+++ DATA EXTRACT
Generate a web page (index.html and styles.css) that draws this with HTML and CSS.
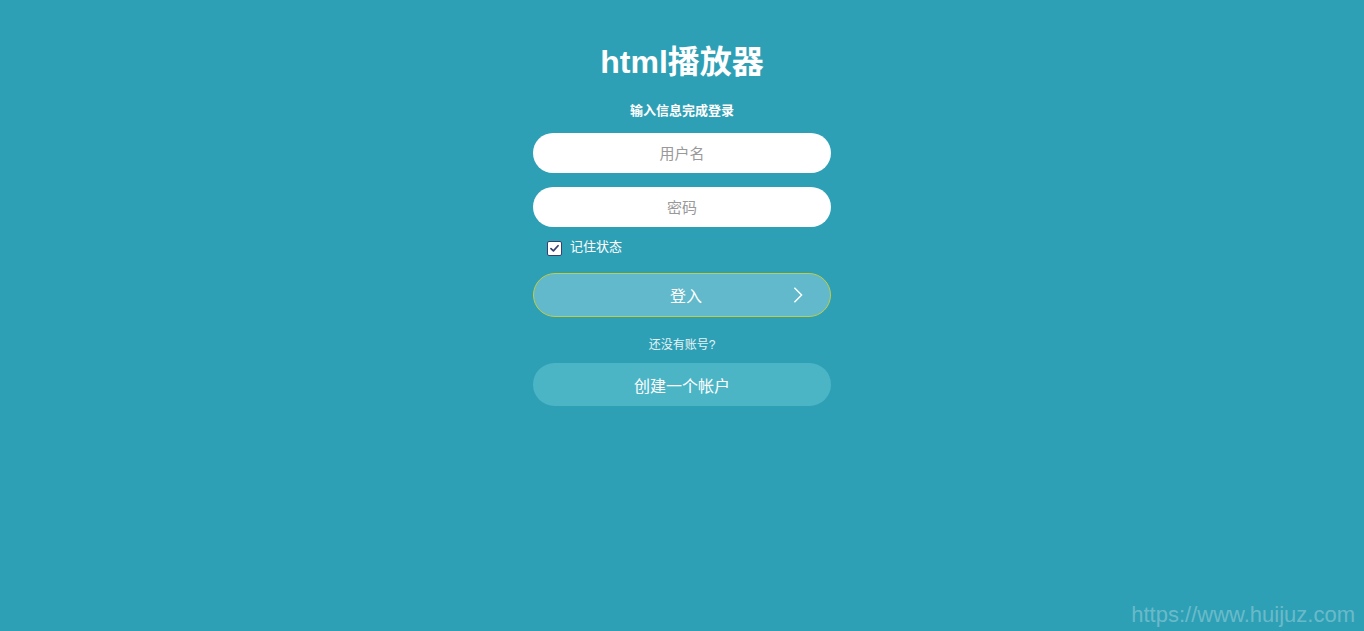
FILE: index.html
```html
<!DOCTYPE html>
<html lang="zh">
<head>
<meta charset="utf-8">
<title>html播放器</title>
<link rel="stylesheet" href="styles.css">
</head>
<body>
<main class="login">
  <h1 class="title">html播放器</h1>
  <p class="subtitle">输入信息完成登录</p>
  <form class="form">
    <input class="field" type="text" placeholder="用户名">
    <input class="field" type="password" placeholder="密码">
    <label class="remember">
      <span class="check"><svg viewBox="0 0 14 14" width="11" height="11"><path d="M2.5 7.2 L5.6 10 L11.5 3.5" fill="none" stroke="#3a3f6e" stroke-width="2.2" stroke-linecap="round" stroke-linejoin="round"/></svg></span>
      <span>记住状态</span>
    </label>
    <button class="btn-login" type="button">
      <span>登入</span>
      <svg class="arrow" viewBox="0 0 12 20" width="12" height="18"><path d="M2 2 L10 10 L2 18" fill="none" stroke="#ffffff" stroke-width="1.6"/></svg>
    </button>
    <p class="noacc">还没有账号?</p>
    <button class="btn-create" type="button">创建一个帐户</button>
  </form>
</main>
<div class="watermark">https://www.huijuz.com</div>
</body>
</html>
```

FILE: styles.css
```css
html, body {
  margin: 0;
  height: 100%;
}
body {
  background: #2ea0b5;
  font-family: "Liberation Sans", Arial, "Noto Sans CJK SC", sans-serif;
  color: #fff;
  overflow: hidden;
}
.login {
  width: 298px;
  margin: 0 auto;
  padding-top: 41px;
  display: flex;
  flex-direction: column;
  align-items: center;
}
.title {
  margin: 0;
  font-size: 32px;
  font-weight: bold;
  line-height: 42px;
  letter-spacing: 0;
}
.subtitle {
  margin: 20px 0 0;
  font-size: 13px;
  font-weight: bold;
  line-height: 16px;
}
.form {
  width: 100%;
  margin-top: 14px;
  display: flex;
  flex-direction: column;
}
.field {
  box-sizing: border-box;
  width: 100%;
  height: 40px;
  border: none;
  border-radius: 20px;
  background: #fff;
  text-align: center;
  font-family: inherit;
  font-size: 15px;
  color: #555;
  outline: none;
  margin-bottom: 14px;
}
.field::placeholder {
  color: #999;
}
.remember {
  display: flex;
  align-items: center;
  gap: 8px;
  padding-left: 14px;
  margin-top: -1px;
  font-size: 13px;
  height: 16px;
  line-height: 16px;
}
.remember span:last-child {
  position: relative;
  top: -1px;
}
.check {
  width: 15px;
  height: 15px;
  background: #fff;
  border-radius: 2px;
  border: 1px solid #3a3f6e;
  box-sizing: border-box;
  display: flex;
  align-items: center;
  justify-content: center;
}
.btn-login {
  position: relative;
  margin-top: 17px;
  height: 44px;
  border-radius: 22px;
  background: #62b9cb;
  border: 1px solid #c3cc45;
  color: #fff;
  font-family: inherit;
  font-size: 16px;
  padding: 0 0 0 8px;
}
.arrow {
  position: absolute;
  right: 26px;
  top: 12px;
}
.noacc {
  margin: 20px 0 0;
  text-align: center;
  font-size: 12px;
  line-height: 16px;
  color: #e6f3f6;
}
.btn-create {
  margin-top: 10px;
  height: 43px;
  border-radius: 22px;
  background: #4bb5c6;
  border: none;
  color: #fff;
  font-family: inherit;
  font-size: 16px;
  padding: 0;
}
.watermark {
  position: absolute;
  right: 9px;
  bottom: 3px;
  font-size: 22px;
  color: rgba(255, 255, 255, 0.3);
  font-family: "Liberation Sans", Arial, sans-serif;
}
```
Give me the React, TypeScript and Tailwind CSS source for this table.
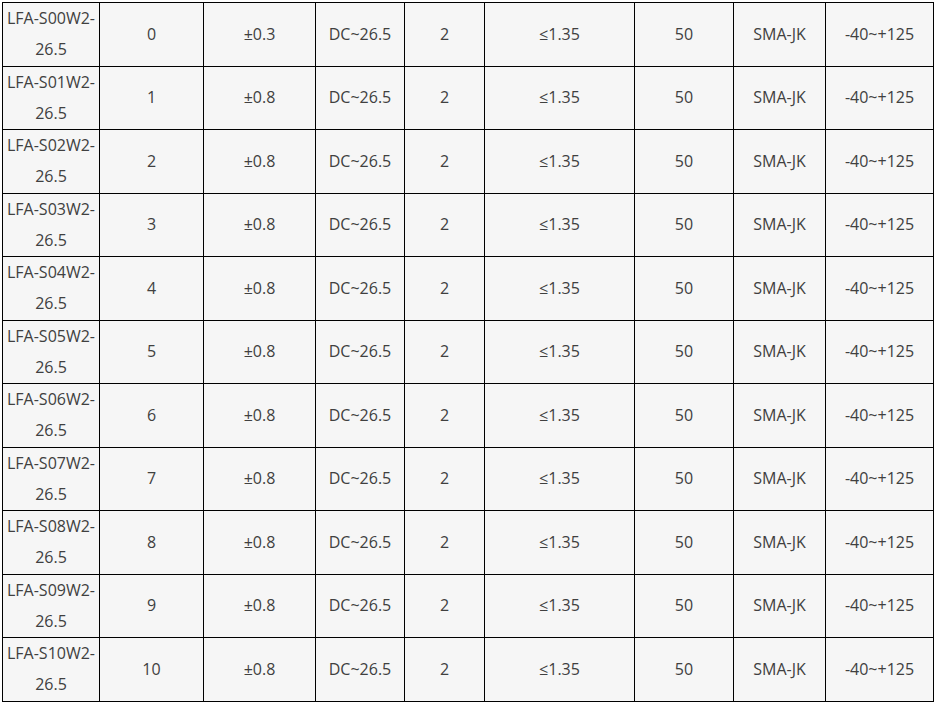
const widths = [97, 104, 112, 89, 80, 150, 99, 92, 108];

const rows = Array.from({ length: 11 }, (_, i) => {
  const n = String(i).padStart(2, '0');
  return [
    `LFA-S${n}W2-26.5`,
    String(i),
    i === 0 ? '±0.3' : '±0.8',
    'DC~26.5',
    '2',
    '≤1.35',
    '50',
    'SMA-JK',
    '-40~+125',
  ];
});

const App = () => {
  return (
    <div className="min-h-screen bg-white pl-[2px] pt-[2px]">
      <table
        className="table-fixed border-collapse bg-[#f6f6f6] text-[16px] leading-[31px] text-[#404040]"
        style={{ fontFamily: '"Open Sans", "Noto Sans", sans-serif' }}
      >
        <colgroup>
          {widths.map((w, i) => (
            <col key={i} style={{ width: w }} />
          ))}
        </colgroup>
        <tbody>
          {rows.map((row) => (
            <tr key={row[0]} className="h-[63.5px]">
              {row.map((cell, j) => (
                <td key={j} className="border border-black px-[3px] text-center align-middle">
                  {cell}
                </td>
              ))}
            </tr>
          ))}
        </tbody>
      </table>
    </div>
  );
};

export default App;
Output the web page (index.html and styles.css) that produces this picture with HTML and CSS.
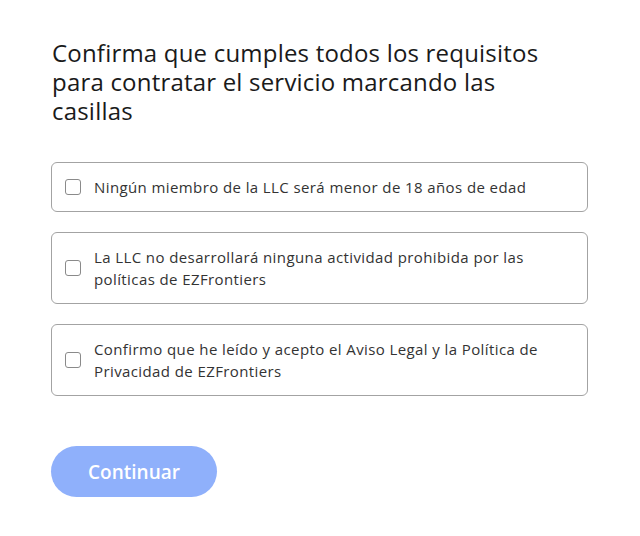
++++++
REQUIRED WORK.
Exclude the pictures, and transcribe all of the material exactly.

THE SOLUTION.
Generate a web page (index.html and styles.css) that draws this with HTML and CSS.
FILE: index.html
```html
<!DOCTYPE html>
<html lang="zh">
<head>
<meta charset="utf-8">
<title>html播放器</title>
<link rel="stylesheet" href="styles.css">
</head>
<body>
<main class="login">
  <h1 class="title">html播放器</h1>
  <p class="subtitle">输入信息完成登录</p>
  <form class="form">
    <input class="field" type="text" placeholder="用户名">
    <input class="field" type="password" placeholder="密码">
    <label class="remember">
      <span class="check"><svg viewBox="0 0 14 14" width="11" height="11"><path d="M2.5 7.2 L5.6 10 L11.5 3.5" fill="none" stroke="#3a3f6e" stroke-width="2.2" stroke-linecap="round" stroke-linejoin="round"/></svg></span>
      <span>记住状态</span>
    </label>
    <button class="btn-login" type="button">
      <span>登入</span>
      <svg class="arrow" viewBox="0 0 12 20" width="12" height="18"><path d="M2 2 L10 10 L2 18" fill="none" stroke="#ffffff" stroke-width="1.6"/></svg>
    </button>
    <p class="noacc">还没有账号?</p>
    <button class="btn-create" type="button">创建一个帐户</button>
  </form>
</main>
<div class="watermark">https://www.huijuz.com</div>
</body>
</html>
```

FILE: styles.css
```css
html, body {
  margin: 0;
  height: 100%;
}
body {
  background: #2ea0b5;
  font-family: "Liberation Sans", Arial, "Noto Sans CJK SC", sans-serif;
  color: #fff;
  overflow: hidden;
}
.login {
  width: 298px;
  margin: 0 auto;
  padding-top: 41px;
  display: flex;
  flex-direction: column;
  align-items: center;
}
.title {
  margin: 0;
  font-size: 32px;
  font-weight: bold;
  line-height: 42px;
  letter-spacing: 0;
}
.subtitle {
  margin: 20px 0 0;
  font-size: 13px;
  font-weight: bold;
  line-height: 16px;
}
.form {
  width: 100%;
  margin-top: 14px;
  display: flex;
  flex-direction: column;
}
.field {
  box-sizing: border-box;
  width: 100%;
  height: 40px;
  border: none;
  border-radius: 20px;
  background: #fff;
  text-align: center;
  font-family: inherit;
  font-size: 15px;
  color: #555;
  outline: none;
  margin-bottom: 14px;
}
.field::placeholder {
  color: #999;
}
.remember {
  display: flex;
  align-items: center;
  gap: 8px;
  padding-left: 14px;
  margin-top: -1px;
  font-size: 13px;
  height: 16px;
  line-height: 16px;
}
.remember span:last-child {
  position: relative;
  top: -1px;
}
.check {
  width: 15px;
  height: 15px;
  background: #fff;
  border-radius: 2px;
  border: 1px solid #3a3f6e;
  box-sizing: border-box;
  display: flex;
  align-items: center;
  justify-content: center;
}
.btn-login {
  position: relative;
  margin-top: 17px;
  height: 44px;
  border-radius: 22px;
  background: #62b9cb;
  border: 1px solid #c3cc45;
  color: #fff;
  font-family: inherit;
  font-size: 16px;
  padding: 0 0 0 8px;
}
.arrow {
  position: absolute;
  right: 26px;
  top: 12px;
}
.noacc {
  margin: 20px 0 0;
  text-align: center;
  font-size: 12px;
  line-height: 16px;
  color: #e6f3f6;
}
.btn-create {
  margin-top: 10px;
  height: 43px;
  border-radius: 22px;
  background: #4bb5c6;
  border: none;
  color: #fff;
  font-family: inherit;
  font-size: 16px;
  padding: 0;
}
.watermark {
  position: absolute;
  right: 9px;
  bottom: 3px;
  font-size: 22px;
  color: rgba(255, 255, 255, 0.3);
  font-family: "Liberation Sans", Arial, sans-serif;
}
```
Give me the React, TypeScript and Tailwind CSS source for this table.
const widths = [97, 104, 112, 89, 80, 150, 99, 92, 108];

const rows = Array.from({ length: 11 }, (_, i) => {
  const n = String(i).padStart(2, '0');
  return [
    `LFA-S${n}W2-26.5`,
    String(i),
    i === 0 ? '±0.3' : '±0.8',
    'DC~26.5',
    '2',
    '≤1.35',
    '50',
    'SMA-JK',
    '-40~+125',
  ];
});

const App = () => {
  return (
    <div className="min-h-screen bg-white pl-[2px] pt-[2px]">
      <table
        className="table-fixed border-collapse bg-[#f6f6f6] text-[16px] leading-[31px] text-[#404040]"
        style={{ fontFamily: '"Open Sans", "Noto Sans", sans-serif' }}
      >
        <colgroup>
          {widths.map((w, i) => (
            <col key={i} style={{ width: w }} />
          ))}
        </colgroup>
        <tbody>
          {rows.map((row) => (
            <tr key={row[0]} className="h-[63.5px]">
              {row.map((cell, j) => (
                <td key={j} className="border border-black px-[3px] text-center align-middle">
                  {cell}
                </td>
              ))}
            </tr>
          ))}
        </tbody>
      </table>
    </div>
  );
};

export default App;
Output the web page (index.html and styles.css) that produces this picture with HTML and CSS.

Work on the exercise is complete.